L’histoire des « redevances Obamacare » est l’une des créations les plus réussies de Blair, ayant circulé à plusieurs reprises depuis des années. La version partagée par Trump en novembre 2025 prétendait que le Department of Government Efficiency (DOGE), l’agence controversée dirigée par Elon Musk chargée de couper les dépenses fédérales, aurait « stoppé les paiements annuels de 2,5 millions de dollars à Barack Obama pour des redevances liées à l’Obamacare ». Le texte affirmait qu’Obama avait collecté ces paiements depuis 2010, totalisant 40 millions de dollars d’argent des contribuables. L’absurdité de cette affirmation saute aux yeux de quiconque réfléchit une seconde : comment un ancien président pourrait-il recevoir des « redevances » pour un surnom informel d’une loi qu’il a lui-même promulguée? Le terme « Obamacare » n’a jamais été déposé comme marque de commerce — il n’existe aucun mécanisme légal permettant à Obama de percevoir des paiements pour son utilisation. De plus, l’idée que le gouvernement fédéral verserait secrètement des millions à un ancien président sans que personne ne le remarque pendant quinze ans relève de la fantaisie complotiste la plus délirante. Mais pour ceux qui veulent croire qu’Obama était un escroc, que l’Obamacare était une arnaque financière, et que l’État profond gaspille l’argent des contribuables, cette histoire semblait trop belle pour être vérifiée.
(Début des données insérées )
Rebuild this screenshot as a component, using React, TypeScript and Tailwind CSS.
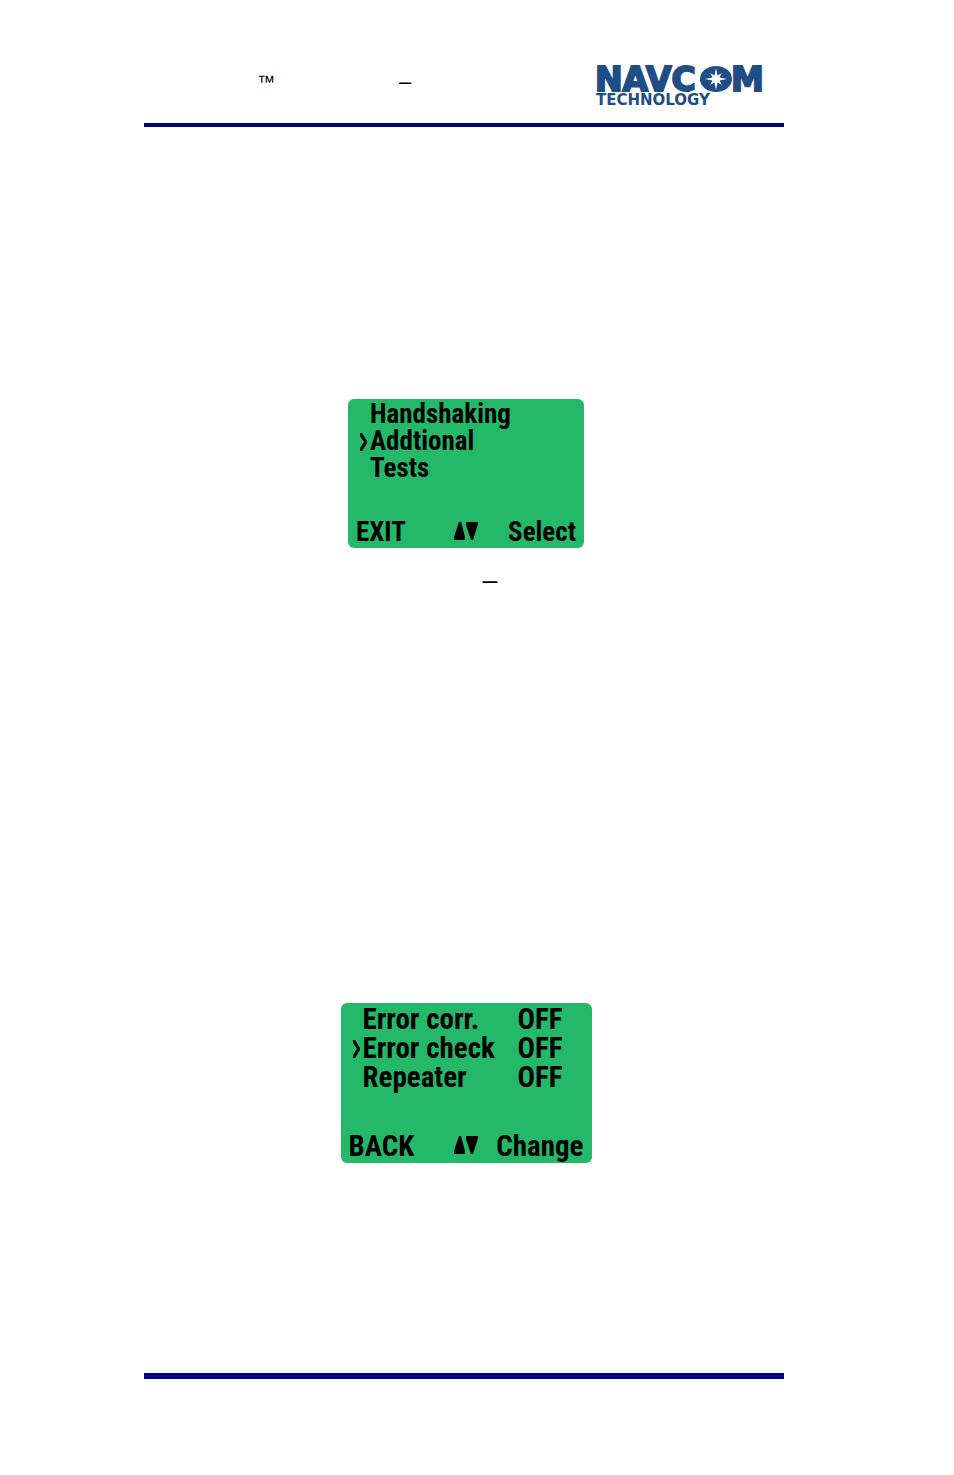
import React from 'react';
import { clsx } from 'clsx';

type LcdScreenProps = {
  leftLabel: string;
  rightLabel: string;
  className?: string;
  children: React.ReactNode;
};

const settings = [
  { name: 'Error corr.', value: 'OFF', selected: false },
  { name: 'Error check', value: 'OFF', selected: true },
  { name: 'Repeater', value: 'OFF', selected: false },
];

// Marker in front of the selected line
const Cursor = () => (
  <svg viewBox="0 0 12 20" className="w-3 h-5 shrink-0" aria-hidden="true">
    <path d="M2 1V4L6 10L2 16V19H4L9 11V9L4 1Z" />
  </svg>
);

const ScrollArrows = () => (
  <svg viewBox="0 0 24 20" className="w-6 h-5 mb-1" aria-hidden="true">
    <path d="M0 19V16L5 1H7L11 16V19Z" />
    <path d="M12 1H24V3L19 19H17L12 4Z" />
  </svg>
);

const NavcomLogo = () => (
  <svg viewBox="0 0 184 36" className="w-[184px] h-9 overflow-visible" role="img" aria-label="NavCom Technology">
    <g fill="#1f4e86" stroke="#1f4e86" fontFamily="DejaVu Sans" fontWeight="700">
      <text x="-1" y="23" fontSize="33" strokeWidth="2">NAVC</text>
      <ellipse cx="120" cy="11" rx="16" ry="13" stroke="none" />
      <text x="135" y="23" fontSize="33" strokeWidth="2">M</text>
      <text x="0" y="37" fontSize="15" strokeWidth="0">TECHNOLOGY</text>
    </g>
    <path
      d="M120 0L121.5 7.5L126 5L123.5 9.5L131 11L123.5 12.5L126 17L121.5 14.5L120 22L118.5 14.5L114 17L116.5 12.5L109 11L116.5 9.5L114 5L118.5 7.5Z"
      fill="#fff"
    />
  </svg>
);

const LcdScreen: React.FC<LcdScreenProps> = ({ leftLabel, rightLabel, className, children }) => (
  <section
    className={clsx(
      "flex flex-col justify-between rounded-md bg-[#24b968] font-['Roboto_Condensed','Roboto',sans-serif] font-bold text-black",
      className
    )}
  >
    {children}
    <div className="grid grid-cols-[1fr_auto_1fr] items-center px-2">
      <button type="button" className="justify-self-start">{leftLabel}</button>
      <button type="button" aria-label="Scroll"><ScrollArrows /></button>
      <button type="button" className="justify-self-end">{rightLabel}</button>
    </div>
  </section>
);

const App = () => {
  return (
    <div className="bg-white pl-36 pr-[170px] pt-16 pb-24 font-['Liberation_Sans',sans-serif] text-black">
      <header className="flex items-start justify-between border-b-4 border-[#000080] pb-[19px] pr-1">
        <div className="flex pl-[113px] pt-1">
          <span className="w-[142px] text-lg leading-7">™</span>
          <span className="text-[22px] leading-7">–</span>
        </div>
        <div className="pt-1"><NavcomLogo /></div>
      </header>

      <main className="flex flex-col items-center pl-1 pt-[272px] pb-[210px]">
        <figure className="flex flex-col items-center">
          <LcdScreen leftLabel="EXIT" rightLabel="Select" className="w-[236px] h-[149px] text-[27px] leading-[27px] pt-[2px] pb-[2px]">
            <ul className="pl-[10px]">
              <li className="pl-3">Handshaking</li>
              <li className="flex items-center"><Cursor />Addtional</li>
              <li className="pl-3">Tests</li>
            </ul>
          </LcdScreen>
          <figcaption className="pl-12 pt-[18px] text-[27px] leading-7">–</figcaption>
        </figure>

        <figure className="pt-[409px]">
          <LcdScreen leftLabel="BACK" rightLabel="Change" className="w-[251px] h-40 text-[29px] leading-[29px] pt-[2px] pb-[2px]">
            <table className="ml-[10px] w-[212px]">
              <tbody>
                {settings.map((item) => (
                  <tr key={item.name}>
                    <td className="w-3 p-0">{item.selected && <Cursor />}</td>
                    <td className="p-0 whitespace-nowrap">{item.name}</td>
                    <td className="p-0 text-right">{item.value}</td>
                  </tr>
                ))}
              </tbody>
            </table>
          </LcdScreen>
        </figure>
      </main>

      <footer className="border-t-[6px] border-[#000080]" />
    </div>
  );
};

export default App;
Le piège du biais de confirmation

L’efficacité de cette fake news repose entièrement sur le biais de confirmation, ce mécanisme psychologique qui nous pousse à accepter sans critique les informations qui confortent nos croyances préexistantes tout en rejetant celles qui les contredisent. Christopher Blair l’a d’ailleurs explicitement reconnu dans une interview accordée à Reuters en mars 2025 : « L’histoire des redevances Obamacare est l’une de celles qu’ALLOD utilise avec succès depuis des années. L’opération prospère grâce au biais de confirmation. » Blair a créé un écosystème où les conservateurs se font piéger encore et encore par les mêmes types de fausses histoires, parce qu’ils veulent désespérément qu’elles soient vraies. Dans une autre interview à NBC News en 2024, Blair a expliqué sa philosophie : « Le but ultime de l’opération est la vérité, croyez-le ou non. Les gens qui ont tendance à croire ces histoires sont à droite, et plus l’histoire confirme leur biais, moins ils ont besoin de prouver qu’elle est vraie. » Cette tactique, bien qu’elle expose effectivement la crédulité de certains conservateurs, soulève également des questions éthiques : contribue-t-elle à l’écosystème de désinformation qu’elle prétend critiquer? En inondant l’internet de fausses histoires, même satiriques, Blair n’aggrave-t-il pas le problème de confiance envers l’information?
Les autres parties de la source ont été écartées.